* Exercise: Repeat what the lines below say, word for word, and skip every image.

#### Dataset section

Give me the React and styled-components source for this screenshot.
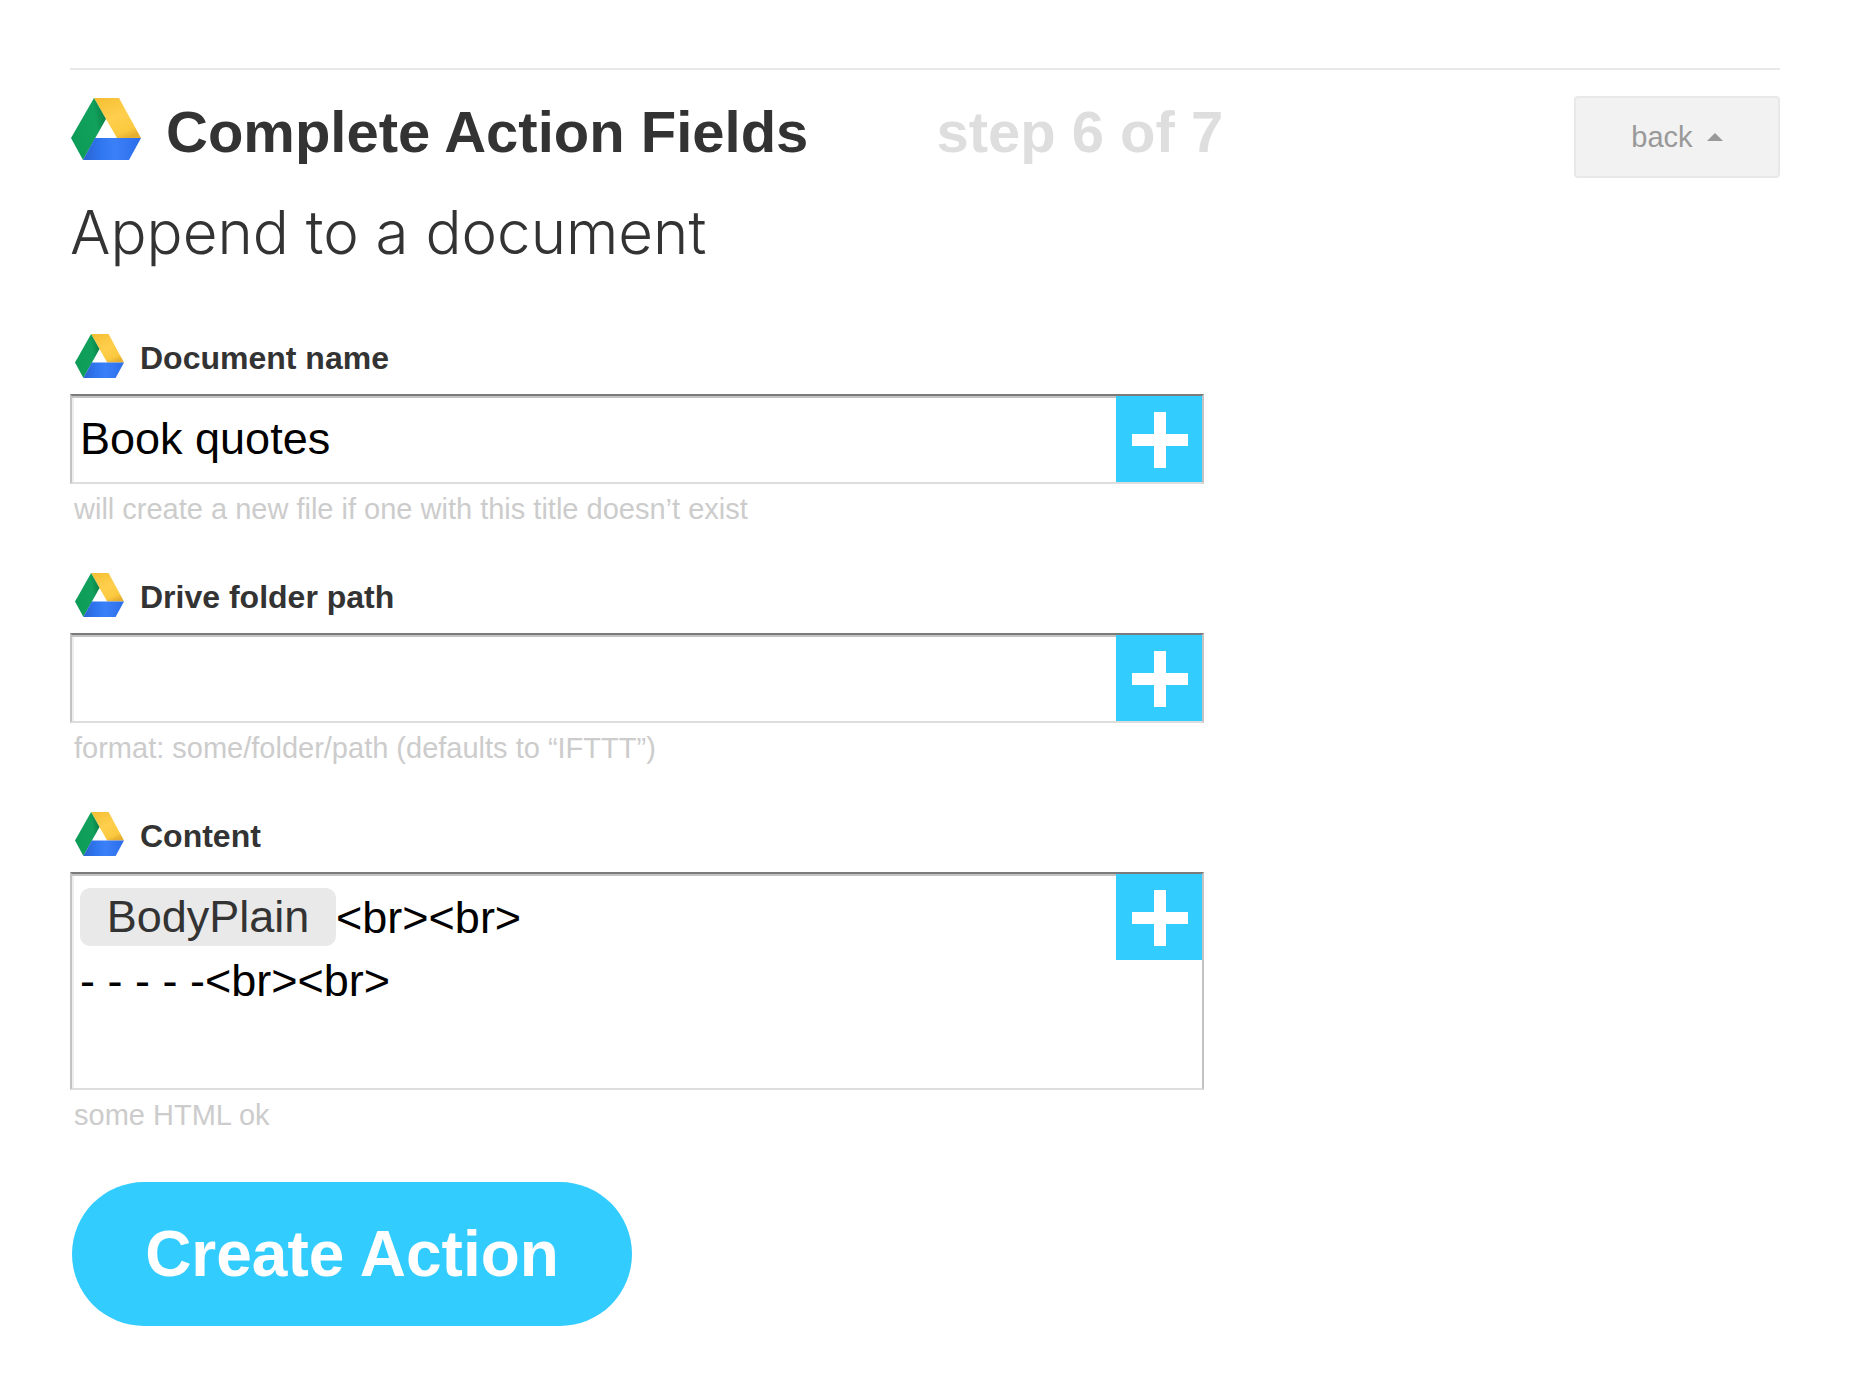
import React, { useState } from "react";
import styled, { createGlobalStyle } from "styled-components";

const GlobalStyle = createGlobalStyle`
  * {
    box-sizing: border-box;
  }

  body {
    margin: 0;
    background: #fff;
    color: #333;
    font-family: "Liberation Sans", Arial, sans-serif;
  }
`;

const Page = styled.main`
  padding: 68px 74px 56px 70px;
`;

const Header = styled.header`
  display: flex;
  align-items: flex-start;
  padding-top: 26px;
  border-top: 2px solid #e9e9e9;

  > svg {
    margin: 2px 1px;
  }
`;

const Title = styled.h1`
  margin: 0 0 0 24px;
  font-size: 58px;
  line-height: 72px;
  font-weight: bold;
`;

const Step = styled.span`
  flex: 1;
  margin-left: 128px;
  color: #dedede;
  font-size: 58px;
  line-height: 72px;
  font-weight: bold;
`;

const BackButton = styled.button`
  display: flex;
  align-items: center;
  justify-content: center;
  gap: 14px;
  width: 206px;
  height: 82px;
  padding: 0;
  border: 2px solid #e8e8e8;
  border-radius: 4px;
  background: #f2f2f2;
  color: #999;
  font-family: inherit;
  font-size: 29px;
  cursor: pointer;
`;

const Subtitle = styled.h2`
  margin: 14px 0 60px;
  font-family: Inter, "Liberation Sans", sans-serif;
  font-size: 60px;
  line-height: 80px;
  font-weight: 300;
`;

const Form = styled.form`
  max-width: 1134px;
`;

const Field = styled.div`
  margin-bottom: 44px;
`;

const FieldLabel = styled.label`
  display: flex;
  align-items: flex-start;
  gap: 16px;
  margin-bottom: 10px;
  padding-left: 5px;
  font-size: 32px;
  line-height: 52px;
  font-weight: bold;

  svg {
    margin-top: 2px;
  }
`;

const Box = styled.div`
  position: relative;
  display: flex;
  align-items: flex-start;
  border: 2px solid;
  border-color: #7b7b7b #c3c3c3 #ddd #c3c3c3;
  box-shadow: inset 0 2px #c3c3c3, inset 2px 0 #eee;
`;

const TextInput = styled.input`
  flex: 1;
  min-width: 0;
  height: 86px;
  padding: 0 8px;
  border: 0;
  outline: 0;
  background: transparent;
  color: #000;
  font-family: inherit;
  font-size: 45px;
`;

const TextArea = styled.textarea`
  flex: 1;
  min-width: 0;
  height: 214px;
  padding: 12px 8px;
  border: 0;
  outline: 0;
  resize: none;
  background: transparent;
  color: #000;
  font-family: inherit;
  font-size: 45px;
  line-height: 63px;
  text-indent: 256px;
`;

// sits over the indented start of the textarea
const Chip = styled.span`
  position: absolute;
  top: 14px;
  left: 8px;
  width: 256px;
  border-radius: 10px;
  background: #e9e9e9;
  font-size: 45px;
  line-height: 58px;
  text-align: center;
`;

const AddButton = styled.button`
  position: relative;
  display: flex;
  align-items: center;
  justify-content: center;
  width: 86px;
  height: 86px;
  padding: 2px 0 0 2px;
  border: 0;
  background: #3cf;
  cursor: pointer;
`;

const Hint = styled.p`
  margin: 7px 0 0;
  padding-left: 4px;
  color: #ccc;
  font-size: 29px;
  line-height: 36px;
`;

const SubmitButton = styled.button`
  display: block;
  width: 560px;
  height: 144px;
  margin: 49px 0 0 2px;
  border: 0;
  border-radius: 72px;
  background: #3cf;
  color: #fff;
  font-family: inherit;
  font-size: 64px;
  font-weight: bold;
  cursor: pointer;
`;

const DriveIcon = ({ id, width, height }) => (
  <svg width={width} height={height} viewBox="0 0 70 62" preserveAspectRatio="none" aria-hidden="true">
    <defs>
      <linearGradient id={`${id}-green`} x1="0" y1="0.6" x2="1" y2="0.3">
        <stop offset="0" stopColor="#0b9c58" />
        <stop offset="0.7" stopColor="#12a15d" />
        <stop offset="1" stopColor="#0a7f44" />
      </linearGradient>
      <linearGradient id={`${id}-yellow`} x1="0.2" y1="0" x2="0.7" y2="1">
        <stop offset="0" stopColor="#f6c136" />
        <stop offset="0.5" stopColor="#ffcf4d" />
        <stop offset="0.85" stopColor="#fbc93f" />
        <stop offset="1" stopColor="#e5af2f" />
      </linearGradient>
      <linearGradient id={`${id}-blue`} x1="0" y1="0" x2="1" y2="0">
        <stop offset="0" stopColor="#2a62d0" />
        <stop offset="0.3" stopColor="#2f76f0" />
        <stop offset="0.55" stopColor="#3b80f8" />
        <stop offset="1" stopColor="#2c6dea" />
      </linearGradient>
    </defs>
    <path d="M23 0H48L70 40H46L35 21Z" fill={`url(#${id}-yellow)`} />
    <path d="M23 0L35 21L12 62L0 40Z" fill={`url(#${id}-green)`} />
    <path d="M24 40H70L58 62H12Z" fill={`url(#${id}-blue)`} />
  </svg>
);

const PlusIcon = () => (
  <svg width="56" height="56" viewBox="0 0 56 56" aria-hidden="true">
    <path d="M22 0H34V22H56V34H34V56H22V34H0V22H22Z" fill="#fff" />
  </svg>
);

const App = () => {
  const [name, setName] = useState("Book quotes");
  const [folder, setFolder] = useState("");
  const [content, setContent] = useState("<br><br>\n- - - - -<br><br>");

  return (
    <>
      <GlobalStyle />
      <Page>
        <Header>
          <DriveIcon id="head" width={70} height={62} />
          <Title>Complete Action Fields</Title>
          <Step>step 6 of 7</Step>
          <BackButton type="button">
            back
            <svg width="16" height="8" viewBox="0 0 16 8" aria-hidden="true">
              <path d="M8 0L16 8H0Z" fill="#999" />
            </svg>
          </BackButton>
        </Header>
        <Subtitle>Append to a document</Subtitle>

        <Form onSubmit={(e) => e.preventDefault()}>
          <Field>
            <FieldLabel htmlFor="doc-name">
              <DriveIcon id="name" width={49} height={44} />
              Document name
            </FieldLabel>
            <Box>
              <TextInput id="doc-name" value={name} onChange={(e) => setName(e.target.value)} />
              <AddButton type="button" aria-label="Add ingredient">
                <PlusIcon />
              </AddButton>
            </Box>
            <Hint>will create a new file if one with this title doesn’t exist</Hint>
          </Field>

          <Field>
            <FieldLabel htmlFor="folder-path">
              <DriveIcon id="folder" width={49} height={44} />
              Drive folder path
            </FieldLabel>
            <Box>
              <TextInput id="folder-path" value={folder} onChange={(e) => setFolder(e.target.value)} />
              <AddButton type="button" aria-label="Add ingredient">
                <PlusIcon />
              </AddButton>
            </Box>
            <Hint>format: some/folder/path (defaults to “IFTTT”)</Hint>
          </Field>

          <Field>
            <FieldLabel htmlFor="content">
              <DriveIcon id="content" width={49} height={44} />
              Content
            </FieldLabel>
            <Box>
              <TextArea id="content" value={content} onChange={(e) => setContent(e.target.value)} />
              <Chip>BodyPlain</Chip>
              <AddButton type="button" aria-label="Add ingredient">
                <PlusIcon />
              </AddButton>
            </Box>
            <Hint>some HTML ok</Hint>
          </Field>

          <SubmitButton type="submit">Create Action</SubmitButton>
        </Form>
      </Page>
    </>
  );
};

export default App;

########

* Output:
Give me the React and styled-components source for this screenshot.
import React, { useState } from "react";
import styled, { createGlobalStyle } from "styled-components";

const GlobalStyle = createGlobalStyle`
  * {
    box-sizing: border-box;
  }

  body {
    margin: 0;
    background: #fff;
    color: #333;
    font-family: "Liberation Sans", Arial, sans-serif;
  }
`;

const Page = styled.main`
  padding: 68px 74px 56px 70px;
`;

const Header = styled.header`
  display: flex;
  align-items: flex-start;
  padding-top: 26px;
  border-top: 2px solid #e9e9e9;

  > svg {
    margin: 2px 1px;
  }
`;

const Title = styled.h1`
  margin: 0 0 0 24px;
  font-size: 58px;
  line-height: 72px;
  font-weight: bold;
`;

const Step = styled.span`
  flex: 1;
  margin-left: 128px;
  color: #dedede;
  font-size: 58px;
  line-height: 72px;
  font-weight: bold;
`;

const BackButton = styled.button`
  display: flex;
  align-items: center;
  justify-content: center;
  gap: 14px;
  width: 206px;
  height: 82px;
  padding: 0;
  border: 2px solid #e8e8e8;
  border-radius: 4px;
  background: #f2f2f2;
  color: #999;
  font-family: inherit;
  font-size: 29px;
  cursor: pointer;
`;

const Subtitle = styled.h2`
  margin: 14px 0 60px;
  font-family: Inter, "Liberation Sans", sans-serif;
  font-size: 60px;
  line-height: 80px;
  font-weight: 300;
`;

const Form = styled.form`
  max-width: 1134px;
`;

const Field = styled.div`
  margin-bottom: 44px;
`;

const FieldLabel = styled.label`
  display: flex;
  align-items: flex-start;
  gap: 16px;
  margin-bottom: 10px;
  padding-left: 5px;
  font-size: 32px;
  line-height: 52px;
  font-weight: bold;

  svg {
    margin-top: 2px;
  }
`;

const Box = styled.div`
  position: relative;
  display: flex;
  align-items: flex-start;
  border: 2px solid;
  border-color: #7b7b7b #c3c3c3 #ddd #c3c3c3;
  box-shadow: inset 0 2px #c3c3c3, inset 2px 0 #eee;
`;

const TextInput = styled.input`
  flex: 1;
  min-width: 0;
  height: 86px;
  padding: 0 8px;
  border: 0;
  outline: 0;
  background: transparent;
  color: #000;
  font-family: inherit;
  font-size: 45px;
`;

const TextArea = styled.textarea`
  flex: 1;
  min-width: 0;
  height: 214px;
  padding: 12px 8px;
  border: 0;
  outline: 0;
  resize: none;
  background: transparent;
  color: #000;
  font-family: inherit;
  font-size: 45px;
  line-height: 63px;
  text-indent: 256px;
`;

// sits over the indented start of the textarea
const Chip = styled.span`
  position: absolute;
  top: 14px;
  left: 8px;
  width: 256px;
  border-radius: 10px;
  background: #e9e9e9;
  font-size: 45px;
  line-height: 58px;
  text-align: center;
`;

const AddButton = styled.button`
  position: relative;
  display: flex;
  align-items: center;
  justify-content: center;
  width: 86px;
  height: 86px;
  padding: 2px 0 0 2px;
  border: 0;
  background: #3cf;
  cursor: pointer;
`;

const Hint = styled.p`
  margin: 7px 0 0;
  padding-left: 4px;
  color: #ccc;
  font-size: 29px;
  line-height: 36px;
`;

const SubmitButton = styled.button`
  display: block;
  width: 560px;
  height: 144px;
  margin: 49px 0 0 2px;
  border: 0;
  border-radius: 72px;
  background: #3cf;
  color: #fff;
  font-family: inherit;
  font-size: 64px;
  font-weight: bold;
  cursor: pointer;
`;

const DriveIcon = ({ id, width, height }) => (
  <svg width={width} height={height} viewBox="0 0 70 62" preserveAspectRatio="none" aria-hidden="true">
    <defs>
      <linearGradient id={`${id}-green`} x1="0" y1="0.6" x2="1" y2="0.3">
        <stop offset="0" stopColor="#0b9c58" />
        <stop offset="0.7" stopColor="#12a15d" />
        <stop offset="1" stopColor="#0a7f44" />
      </linearGradient>
      <linearGradient id={`${id}-yellow`} x1="0.2" y1="0" x2="0.7" y2="1">
        <stop offset="0" stopColor="#f6c136" />
        <stop offset="0.5" stopColor="#ffcf4d" />
        <stop offset="0.85" stopColor="#fbc93f" />
        <stop offset="1" stopColor="#e5af2f" />
      </linearGradient>
      <linearGradient id={`${id}-blue`} x1="0" y1="0" x2="1" y2="0">
        <stop offset="0" stopColor="#2a62d0" />
        <stop offset="0.3" stopColor="#2f76f0" />
        <stop offset="0.55" stopColor="#3b80f8" />
        <stop offset="1" stopColor="#2c6dea" />
      </linearGradient>
    </defs>
    <path d="M23 0H48L70 40H46L35 21Z" fill={`url(#${id}-yellow)`} />
    <path d="M23 0L35 21L12 62L0 40Z" fill={`url(#${id}-green)`} />
    <path d="M24 40H70L58 62H12Z" fill={`url(#${id}-blue)`} />
  </svg>
);

const PlusIcon = () => (
  <svg width="56" height="56" viewBox="0 0 56 56" aria-hidden="true">
    <path d="M22 0H34V22H56V34H34V56H22V34H0V22H22Z" fill="#fff" />
  </svg>
);

const App = () => {
  const [name, setName] = useState("Book quotes");
  const [folder, setFolder] = useState("");
  const [content, setContent] = useState("<br><br>\n- - - - -<br><br>");

  return (
    <>
      <GlobalStyle />
      <Page>
        <Header>
          <DriveIcon id="head" width={70} height={62} />
          <Title>Complete Action Fields</Title>
          <Step>step 6 of 7</Step>
          <BackButton type="button">
            back
            <svg width="16" height="8" viewBox="0 0 16 8" aria-hidden="true">
              <path d="M8 0L16 8H0Z" fill="#999" />
            </svg>
          </BackButton>
        </Header>
        <Subtitle>Append to a document</Subtitle>

        <Form onSubmit={(e) => e.preventDefault()}>
          <Field>
            <FieldLabel htmlFor="doc-name">
              <DriveIcon id="name" width={49} height={44} />
              Document name
            </FieldLabel>
            <Box>
              <TextInput id="doc-name" value={name} onChange={(e) => setName(e.target.value)} />
              <AddButton type="button" aria-label="Add ingredient">
                <PlusIcon />
              </AddButton>
            </Box>
            <Hint>will create a new file if one with this title doesn’t exist</Hint>
          </Field>

          <Field>
            <FieldLabel htmlFor="folder-path">
              <DriveIcon id="folder" width={49} height={44} />
              Drive folder path
            </FieldLabel>
            <Box>
              <TextInput id="folder-path" value={folder} onChange={(e) => setFolder(e.target.value)} />
              <AddButton type="button" aria-label="Add ingredient">
                <PlusIcon />
              </AddButton>
            </Box>
            <Hint>format: some/folder/path (defaults to “IFTTT”)</Hint>
          </Field>

          <Field>
            <FieldLabel htmlFor="content">
              <DriveIcon id="content" width={49} height={44} />
              Content
            </FieldLabel>
            <Box>
              <TextArea id="content" value={content} onChange={(e) => setContent(e.target.value)} />
              <Chip>BodyPlain</Chip>
              <AddButton type="button" aria-label="Add ingredient">
                <PlusIcon />
              </AddButton>
            </Box>
            <Hint>some HTML ok</Hint>
          </Field>

          <SubmitButton type="submit">Create Action</SubmitButton>
        </Form>
      </Page>
    </>
  );
};

export default App;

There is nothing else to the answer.